バイブル・エッセイ(1144)イエスと共に働く

イエスと共に働く

 そのとき、イエスは十一人の弟子に現れて、言われた。「全世界に行って、すべての造られたものに福音を宣べ伝えなさい。信じて洗礼を受ける者は救われるが、信じない者は滅びの宣告を受ける。信じる者には次のようなしるしが伴う。彼らはわたしの名によって悪霊を追い出し、新しい言葉を語る。手で蛇をつかみ、また、毒を飲んでも決して害を受けず、病人に手を置けば治る。」主イエスは、弟子たちに話した後、天に上げられ、神の右の座に着かれた。一方、弟子たちは出かけて行って、至るところで宣教した。主は彼らと共に働き、彼らの語る言葉が真実であることを、それに伴うしるしによってはっきりとお示しになった。(マルコ16:15-20)
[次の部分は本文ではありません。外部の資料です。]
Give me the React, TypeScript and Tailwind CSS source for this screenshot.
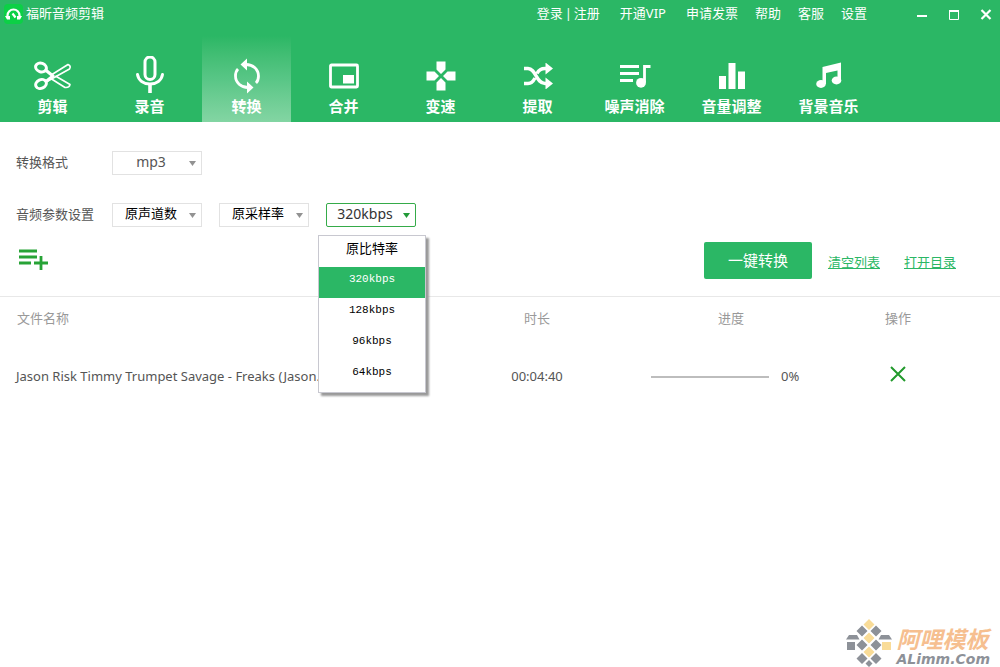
import { useState, type ReactNode } from 'react';
import clsx from 'clsx';

const tools: { name: string; icon: ReactNode }[] = [
    {
        name: '剪辑',
        icon: (
            <svg width="38" height="30" viewBox="0 0 38 30" fill="none" stroke="currentColor" strokeLinejoin="round">
                <ellipse cx="7" cy="6.500" rx="5.500" ry="4.300" strokeWidth="3" transform="rotate(20 7 6.500)" />
                <ellipse cx="7" cy="23" rx="5.500" ry="4.300" strokeWidth="3" transform="rotate(-25 7 23)" />
                <path d="M18 13.500 34 3.500q3.500 1.500 1.500 4.500L13 20.500" strokeWidth="1.600" />
                <path d="M16 17 31 26.500q4.500.5 5-3L21.500 15" strokeWidth="1.600" />
                <path d="M11.500 9 19 15 12 20.500" strokeWidth="3.200" />
            </svg>
        ),
    },
    {
        name: '录音',
        icon: (
            <svg width="30" height="40" viewBox="0 0 30 40" fill="none" stroke="currentColor" strokeWidth="3">
                <rect x="10" y="1" width="10" height="22.500" rx="5" />
                <path d="M2.500 18.500c1 6 6 9.500 12.500 9.500s11.500-3.500 12.500-9.500" strokeLinecap="round" />
                <path d="M15 28v9" strokeWidth="3.600" />
            </svg>
        ),
    },
    {
        name: '转换',
        icon: (
            <svg width="28" height="36" viewBox="0 0 28 36" fill="none" stroke="currentColor" strokeWidth="2.800">
                <path d="M13 6.500c7 0 12.500 5 12.500 11.500 0 3-1 5.500-2.500 7" />
                <path d="M15 29.500C8 29.500 2.500 24.500 2.500 18c0-3 1-5.500 2.500-7" />
                <path d="M7.500 6.500 14 .5v12zM20.500 29.500 14 23.500v12z" fill="currentColor" stroke="none" />
            </svg>
        ),
    },
    {
        name: '合并',
        icon: (
            <svg width="30" height="26" viewBox="0 0 30 26" fill="none">
                <rect x="1.500" y="2" width="27" height="22" rx="1" stroke="currentColor" strokeWidth="2.800" />
                <path d="M14 12h11v8.500H14z" fill="currentColor" />
            </svg>
        ),
    },
    {
        name: '变速',
        icon: (
            <svg width="30" height="30" viewBox="0 0 30 30" fill="currentColor">
                <path d="M10.500.5h9v8L15 13l-4.500-4.500zM10.500 29.500h9v-8L15 17l-4.500 4.500zM.5 10.500v9h8L13 15l-4.500-4.500zM29.500 10.500v9h-8L17 15l4.500-4.500z" />
            </svg>
        ),
    },
    {
        name: '提取',
        icon: (
            <svg width="30" height="26" viewBox="0 0 30 26" fill="none" stroke="currentColor" strokeWidth="3.400">
                <path d="M1 5.500h4c8 0 8 15 17 15h2M1 20.500h4c3.500 0 5.500-2.500 7-5.500M14 10.500c1.500-3 4-5 8-5h2" />
                <path d="M22.500-.5 30 5.500l-7.500 6zM22.500 14.500l7.500 6-7.500 6z" fill="currentColor" stroke="none" />
            </svg>
        ),
    },
    {
        name: '噪声消除',
        icon: (
            <svg width="32" height="24" viewBox="0 0 32 24" fill="none" stroke="currentColor" strokeWidth="2.800">
                <path d="M1 2.500h19M1 9.500h19M1 16.500h13M31.500 2.500H25.500v16" />
                <circle cx="22" cy="18.800" r="4.900" fill="currentColor" stroke="none" />
            </svg>
        ),
    },
    {
        name: '音量调整',
        icon: (
            <svg width="26" height="26" viewBox="0 0 26 26" fill="currentColor">
                <path d="M0 13h7v13H0zM9.500 0h7v26h-7zM19 8.500h7V26h-7z" />
            </svg>
        ),
    },
    {
        name: '背景音乐',
        icon: (
            <svg width="28" height="28" viewBox="0 0 28 28" fill="currentColor">
                <path d="M7.500 5 26 .5v18h-3.500V8.500L11 11v11H7.500z" />
                <ellipse cx="6" cy="22" rx="4.800" ry="3.900" />
                <ellipse cx="21.500" cy="18.500" rx="4.800" ry="3.900" />
            </svg>
        ),
    },
];

const bitrates = ['原比特率', '320kbps', '128kbps', '96kbps', '64kbps'];

const files = [{ name: 'Jason Risk Timmy Trumpet Savage - Freaks (Jason...', duration: '00:04:40', progress: 0 }];

interface SelectBoxProps {
    label: string;
    options: string[];
    value?: string;
    onChange?: (value: string) => void;
    className: string;
    active?: boolean;
}

function SelectBox({ label, options, value, onChange, className, active }: SelectBoxProps) {
    return (
        <div className="relative w-[90px]">
            <select
                aria-label={label}
                value={value}
                onChange={e => onChange?.(e.target.value)}
                className={clsx(
                    'block w-full h-6 appearance-none border bg-white pl-0 pr-3 pb-1 [text-align-last:center] outline-none',
                    active ? 'border-[#35ab49] rounded-xs' : 'border-[#e2e2e2]',
                    className
                )}
            >
                {options.map(o => (
                    <option key={o}>{o}</option>
                ))}
            </select>
            <svg
                className={clsx('pointer-events-none absolute right-1.5 top-2.5', active ? 'text-[#229a38]' : 'text-[#929292]')}
                width="7"
                height="5"
                viewBox="0 0 7 5"
                fill="currentColor"
            >
                <path d="M0 0h7L3.500 5z" />
            </svg>
        </div>
    );
}

function Watermark() {
    return (
        <div className="flex items-center gap-1">
            <svg width="46" height="48" viewBox="0 0 46 48">
                <g fill="#f9dc98">
                    <path d="m23 0 5.500 5.500L23 11l-5.500-5.500zM23 13.500l5.500 5.500-5.500 5.500-5.500-5.500zM23 27.500l5.500 5.500-5.500 5.500-5.500-5.500z" />
                    <path d="M36 23h9v8h-9z" />
                </g>
                <g fill="#8d9198">
                    <path d="m16 6.500 5.500 5.500-5.500 5.500-5.500-5.500zM30 6.500l5.500 5.500-5.500 5.500-5.500-5.500zM16 20.500l5.500 5.500-5.500 5.500-5.500-5.500zM30 20.500l5.500 5.500-5.500 5.500-5.500-5.500zM16 34l5.500 5.500L16 45l-5.500-5.500zM30 34l5.500 5.500L30 45l-5.500-5.500zM23 41l3.500 3.500L23 48l-3.500-3.500z" />
                    <path d="M1 23h8v8H1zM0 20.500 3 16h8l2.500 4.500zM46 20.500 43 16h-8l-2.500 4.500z" />
                </g>
            </svg>
            <div className="pt-2 font-bold italic">
                <p className="text-[23px] leading-6 text-[#f6bf90]">阿哩模板</p>
                <p className="text-sm leading-4 text-[#8d9198] font-['DejaVu_Sans',sans-serif]">ALimm.Com</p>
            </div>
        </div>
    );
}

export default function App() {
    const [tool, setTool] = useState('转换');
    const [bitrate, setBitrate] = useState('320kbps');
    const [open, setOpen] = useState(true);

    const pickBitrate = (value: string) => {
        setBitrate(value);
        setOpen(false);
    };

    return (
        <div className="min-h-screen flex flex-col bg-white text-[13px] text-[#555] font-['Noto_Sans','Noto_Sans_CJK_SC',sans-serif]">
            <header className="bg-[#2bb765] text-white">
                {/* Title bar */}
                <div className="flex items-center h-7 pl-1 pr-2">
                    <div className="flex items-center gap-[3px]">
                        <span className="flex items-center justify-center w-[19px] h-5 rounded-sm bg-[#0cd046]">
                            <svg width="17" height="14" viewBox="0 0 17 14" fill="none" stroke="currentColor" strokeWidth="2.200">
                                <path d="M2.500 10V8.500a6 6 0 0 1 12 0V10" />
                                <path d="M0 9h5v3.500H2zM12 9h5l-2 3.500h-3z" fill="currentColor" stroke="none" />
                                <path d="m7.500 6.500 3 4" />
                            </svg>
                        </span>
                        <h1>福昕音频剪辑</h1>
                    </div>
                    <nav className="ml-auto flex items-center">
                        <a href="#login">登录</a>
                        <span className="px-0.5">|</span>
                        <a href="#register" className="mr-5">注册</a>
                        <a href="#vip" className="mr-5">开通VIP</a>
                        <a href="#invoice" className="mr-[17px]">申请发票</a>
                        <a href="#help" className="mr-[17px]">帮助</a>
                        <a href="#service" className="mr-[17px]">客服</a>
                        <a href="#settings" className="mr-[49px]">设置</a>
                    </nav>
                    <div className="flex items-center gap-5">
                        <button aria-label="最小化">
                            <svg width="12" height="12" viewBox="0 0 12 12" stroke="currentColor" strokeWidth="2">
                                <path d="M1 8h10" />
                            </svg>
                        </button>
                        <button aria-label="最大化">
                            <svg width="12" height="12" viewBox="0 0 12 12" fill="none" stroke="currentColor">
                                <path d="M1.500 3.500h9v8h-9z" />
                                <path d="M1 3h10" strokeWidth="2" />
                            </svg>
                        </button>
                        <button aria-label="关闭">
                            <svg width="12" height="12" viewBox="0 0 12 12" stroke="currentColor" strokeWidth="2.200">
                                <path d="m1.500 2 9 9M10.500 2l-9 9" />
                            </svg>
                        </button>
                    </div>
                </div>

                {/* Tools */}
                <div className="flex gap-2 px-2 pt-2">
                    {tools.map(t => (
                        <button
                            key={t.name}
                            onClick={() => setTool(t.name)}
                            className={clsx(
                                'flex flex-col items-center w-[89px] h-[86px] pt-[19px] text-[15px] font-semibold',
                                tool === t.name && 'bg-linear-to-t from-[#83d5a3] via-[#58c686] to-[#2bb765]'
                            )}
                        >
                            <span className="flex items-center justify-center h-[41px]">{t.icon}</span>
                            <span className="leading-5">{t.name}</span>
                        </button>
                    ))}
                </div>
            </header>

            {/* Format settings */}
            <section className="px-4 pt-[29px]">
                <div className="flex items-center gap-[17px]">
                    <span className="w-[79px]">转换格式</span>
                    <SelectBox label="转换格式" options={['mp3', 'wav', 'flac']} className="text-sm" />
                </div>
                <div className="flex items-center gap-[17px] mt-7">
                    <span className="w-[79px]">音频参数设置</span>
                    <SelectBox label="声道" options={['原声道数', '单声道', '立体声']} className="text-[13px] text-black" />
                    <SelectBox label="采样率" options={['原采样率', '44100', '48000']} className="text-[13px] text-black" />
                    <div className="relative">
                        <SelectBox
                            label="比特率"
                            options={bitrates}
                            value={bitrate}
                            onChange={setBitrate}
                            className="text-sm text-[#333]"
                            active
                        />
                        {open && (
                            <ul
                                role="listbox"
                                aria-label="比特率"
                                className="absolute z-10 top-8 -left-2 w-[108px] h-[158px] border border-[#c8c8d0] bg-white shadow-[3px_3px_2px_#999]"
                            >
                                {bitrates.map((b, i) => (
                                    <li key={b} role="option" aria-selected={b === bitrate}>
                                        <button
                                            onClick={() => pickBitrate(b)}
                                            className={clsx(
                                                'block w-full h-[31px] pb-2 text-center leading-5',
                                                i === 0 ? 'text-[13px]' : "text-[11px] font-['Liberation_Mono',monospace]",
                                                b === bitrate ? 'bg-[#2bb765] text-white' : 'text-black'
                                            )}
                                        >
                                            {b}
                                        </button>
                                    </li>
                                ))}
                            </ul>
                        )}
                    </div>
                </div>
            </section>

            {/* Actions */}
            <div className="flex items-center gap-4 mt-[15px] pl-[19px] pr-11 pb-[17px]">
                <button aria-label="添加文件">
                    <svg width="30" height="24" viewBox="0 0 30 24" stroke="#27a336" strokeWidth="2.800">
                        <path d="M0 2h18M0 8h18M0 14h12M15 14h14M22 7v14" />
                    </svg>
                </button>
                <button className="ml-auto w-[108px] h-[37px] rounded-xs bg-[#2bb765] text-[15px] text-white">一键转换</button>
                <a href="#clear" className="pt-1 text-[#2bb765] underline">清空列表</a>
                <a href="#folder" className="ml-2 pt-1 text-[#2bb765] underline">打开目录</a>
            </div>

            {/* File list */}
            <div className="border-t border-[#e8e8e8] pr-8">
                <table className="w-full table-fixed">
                    <thead className="text-[#999]">
                        <tr className="h-11">
                            <th className="pl-[17px] text-left font-normal">文件名称</th>
                            <th className="w-[194px] font-normal">时长</th>
                            <th className="w-[194px] font-normal">进度</th>
                            <th className="w-[140px] font-normal">操作</th>
                        </tr>
                    </thead>
                    <tbody>
                        {files.map(f => (
                            <tr key={f.name} className="h-[72px]">
                                <td className="pl-4 truncate">{f.name}</td>
                                <td className="text-center">{f.duration}</td>
                                <td className="pl-[17px]">
                                    <div className="flex items-center gap-3">
                                        <div role="progressbar" aria-label="进度" aria-valuenow={f.progress} className="w-[118px] h-0.5 bg-[#bdbdbd]">
                                            <div className="h-full bg-[#2bb765]" style={{ width: `${f.progress}%` }} />
                                        </div>
                                        <span>{f.progress}%</span>
                                    </div>
                                </td>
                                <td className="text-center">
                                    <button aria-label="删除" className="pb-1">
                                        <svg width="16" height="16" viewBox="0 0 16 16" stroke="#229a2c" strokeWidth="2">
                                            <path d="m1 1 14 14M15 1 1 15" />
                                        </svg>
                                    </button>
                                </td>
                            </tr>
                        ))}
                    </tbody>
                </table>
            </div>

            <footer className="mt-auto flex justify-end pr-2.5">
                <Watermark />
            </footer>
        </div>
    );
}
 今日は主の昇天の記念日です。主の昇天というと、イエスが弟子たちのもとを離れて天に上げられた、遠くに行ってしまったと考えがちですが、マルコ福音書は、イエスが天に上がった後、「彼らと共に働き、彼らの語る言葉が真実であることを、それに伴うしるしによってはっきりとお示しになった」と書き記しています。イエスは弟子たちから離れたわけではなく、常に弟子たちと共にいて、共に働いたというのです。
 天に上がったのに共にいたとは、いったいどういうことでしょう。それはきっと、イエスの体は天に上がっても、イエスの愛は弟子たちの心に生き続けた。弟子たちの心を喜びで満たし、あらゆる困難を乗り越える力を与えた。さらにいえば、イエスこそが、弟子たちの命そのものだった。弟子たちにおいて、イエスが確かに生きていたということでしょう。弟子たちは、もはや生きているのでは彼らではなくイエスであるというくらい、イエスと固く結ばれていたのです。
 そのことは、周りの人たちにもわかる「しるし」を伴っていました。「悪霊を追い出し、新しい言葉を語る。手で蛇をつかみ、また、毒を飲んでも決して害を受けず、病人に手を置けば治る」というのです。「さすがにそこまではないだろう」と思うかもしれませんが、このような言葉で表現される変化が弟子たちに起こったことは間違いないと思います。
 まず、「悪霊を追い出し、新しい言葉を語る」ということですが、これは、弟子たちが、悪魔の誘惑や罠を暴き、人々の心から悪魔を追い出した。神の愛を力強く語ったということでしょう。悪魔が人間の心に入り込んで、「お前なんか何もできない価値のない人間だ。生きていても仕方がない」と囁き、その人を絶望の闇に落とそうとするとき、弟子たちは、「そんなことはない。たとえ何もできなかったとしても、神はあなたを愛している。あなたは、かけがえのない神の子だ」と力強く語ることで、悪霊をその人の心から追い出したのです。
 「手で蛇をつかみ、また、毒を飲んでも決して害を受けず」ということですが、これは、弟子たちがどんな相手も恐れなかったということでしょう。どんな相手でも、その人の中に必ずイエスが生きている、神の愛が宿っていると信じ、救いの手を差し伸べたのです。彼らが放つ毒のある言葉は、決して弟子たちの心に入りませんでした。イエスの愛で満たされた弟子たちの心は、毒のある言葉を聞いても、「この人は、こんなことをいわざるを得ないほど追いつめられ、悪魔に苦しめられているのだ」と受け止め、毒を無力にしてしまったのです。「病人に手を置けば治る」というのは、弟子たちからあふれ出す愛が、病人の心から絶望の闇を取り去り、病人たちの心を生きる力で満たしたということでしょう。
 イエスが「神の右の座」に着く方であると同時に、わたしたちと共に働かれる方であることは、「しるし」によってはっきり示されます。イエスの愛に満たされた心で、イエスの愛を人々に告げられるように。日々の生活の中でイエスの愛を生きられるように、心を合わせて祈りましょう。